A successful run takes about 40 minutes. Early runs unlock five or more items each. That thins out dramatically later. Some Reddit users called the grind excessive. One wrote:
"I finished Crawlers in ~10 hours. It got boring quite sooner. There are no 'builds.'"
- Reddit u/Evershifting
I disagree about the builds claim. But the grind criticism is fair. The game asks for patience.
Stage layouts return from Vampire Survivors: Mad Forest, Inlaid Library, Dairy Plant. They're rebuilt in 3D rather than redrawn. Pixel art enemy sprites pop against the new depth. Attack effects fill the screen with knives, fireballs, and dancing cats.
Crawlers speak short lines when selected. It's fine. You won't miss it if you turn it off.
The movement is stiff. Navigating the 3D grid feels clunky, even with relics that reveal hidden items. The mini-map shows every enemy, chest, and breakable on the floor. That removes exploration tension.
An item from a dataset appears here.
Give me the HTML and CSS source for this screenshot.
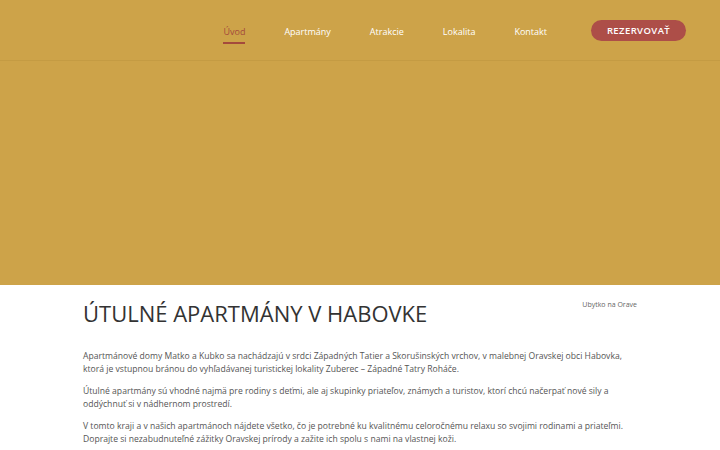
FILE: index.html
```html
<!DOCTYPE html>
<html lang="sk">
<head>
<meta charset="utf-8">
<title>Ubytko na Orave</title>
<link rel="stylesheet" href="styles.css">
</head>
<body>
<header class="header">
  <div class="header-inner">
    <nav class="nav">
      <a class="nav-link active" href="#">Úvod</a>
      <a class="nav-link" href="#">Apartmány</a>
      <a class="nav-link" href="#">Atrakcie</a>
      <a class="nav-link" href="#">Lokalita</a>
      <a class="nav-link" href="#">Kontakt</a>
    </nav>
    <a class="btn" href="#">REZERVOVAŤ</a>
  </div>
</header>
<section class="hero"></section>
<main class="content">
  <div class="title-row">
    <h1 class="title">ÚTULNÉ APARTMÁNY V HABOVKE</h1>
    <span class="tag">Ubytko na Orave</span>
  </div>
  <p>Apartmánové domy Matko a Kubko sa nachádzajú v srdci Západných Tatier a Skorušinských vrchov, v malebnej Oravskej obci Habovka, ktorá je vstupnou bránou do vyhľadávanej turistickej lokality Zuberec – Západné Tatry Roháče.</p>
  <p>Útulné apartmány sú vhodné najmä pre rodiny s deťmi, ale aj skupinky priateľov, známych a turistov, ktorí chcú načerpať nové sily a oddýchnuť si v nádhernom prostredí.</p>
  <p>V tomto kraji a v našich apartmánoch nájdete všetko, čo je potrebné ku kvalitnému celoročnému relaxu so svojimi rodinami a priateľmi. Doprajte si nezabudnuteľné zážitky Oravskej prírody a zažite ich spolu s nami na vlastnej koži.</p>
</main>
</body>
</html>
```
FILE: styles.css
```css
* { box-sizing: border-box; }
body {
  margin: 0;
  font-family: "Open Sans", "Liberation Sans", sans-serif;
  background: #ffffff;
  color: #555555;
}
.header {
  background: #cda349;
  height: 61px;
  border-bottom: 1px solid #c49b43;
}
.header-inner {
  height: 60px;
  display: flex;
  align-items: center;
  justify-content: flex-end;
  padding-right: 34px;
}
.nav {
  display: flex;
  gap: 39px;
  margin-right: 44px;
}
.nav-link {
  color: #ffffff;
  text-decoration: none;
  font-size: 9px;
  padding: 4px 0 4px;
  border-bottom: 2px solid transparent;
  margin-top: 4px;
}
.nav-link.active {
  color: #a44a3c;
  border-bottom-color: #a44a3c;
}
.btn {
  display: inline-flex;
  align-items: center;
  justify-content: center;
  width: 95px;
  height: 21px;
  border-radius: 11px;
  background: #ad4e48;
  color: #ffffff;
  font-size: 9.5px;
  font-weight: 600;
  letter-spacing: 0.4px;
  text-decoration: none;
}
.hero {
  background: #cda349;
  height: 224px;
}
.content {
  width: 554px;
  margin: 0 auto;
  padding-top: 13px;
}
.title-row {
  display: flex;
  justify-content: space-between;
  align-items: flex-start;
  margin-bottom: 22px;
}
.title {
  margin: 0;
  font-size: 22px;
  font-weight: 500;
  color: #333333;
  line-height: 30px;
}
.tag {
  font-size: 7px;
  color: #666666;
  margin-top: 2px;
}
p {
  font-size: 8.6px;
  line-height: 13px;
  margin: 0 0 9px;
}
```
You just take the shortest path to the boss.
Also: the hand does not sort automatically. Once you have eight cards, they compress on screen. You can drag them but cannot sort by mana cost or color. Balatro offers this basic feature. Vampire Crawlers does not.
If you bounced off Slay the Spire for being too slow or math-heavy, Vampire Crawlers might click. It's faster, flashier, and less punishing. The permanent upgrades mean you always make progress, even on failed runs.
If you want deep synergy puzzles and tight balance, Slay the Spire 2 or Monster Train 2 are better bets. One Reddit user put it bluntly:
"It's a deckbuilder for people who don't really care about depth or strategy. I played 6 hours and it doesn't really go anywhere interesting."
- Reddit u/ThinEzzy
I think that's too harsh. The depth becomes real around hours 5-8. But the game buries it behind grind and a slow tutorial disguised as early progression.
Vampire Crawlers is a 7/10 game wearing a 9/10 demo. The core loop of mana-sequencing, gem slotting, and multi-Crawler passives is genuinely smart. When it clicks, you feel like a genius. The problem is how long it takes to click.
Poncle didn't play it safe. A direct Vampire Survivors sequel would have sold millions. Instead they built a deck-builder from the ground up. That deserves respect. But respect doesn't erase the first four hours of arithmetic.
If you love Vampire Survivors and want more interaction, buy this. If you have zero tolerance for gold grinding or manual hand sorting, wait for a patch.
Version tested: Xbox Series X | S. Also available on PS5, Nintendo Switch, PC. Mobile ports coming soon.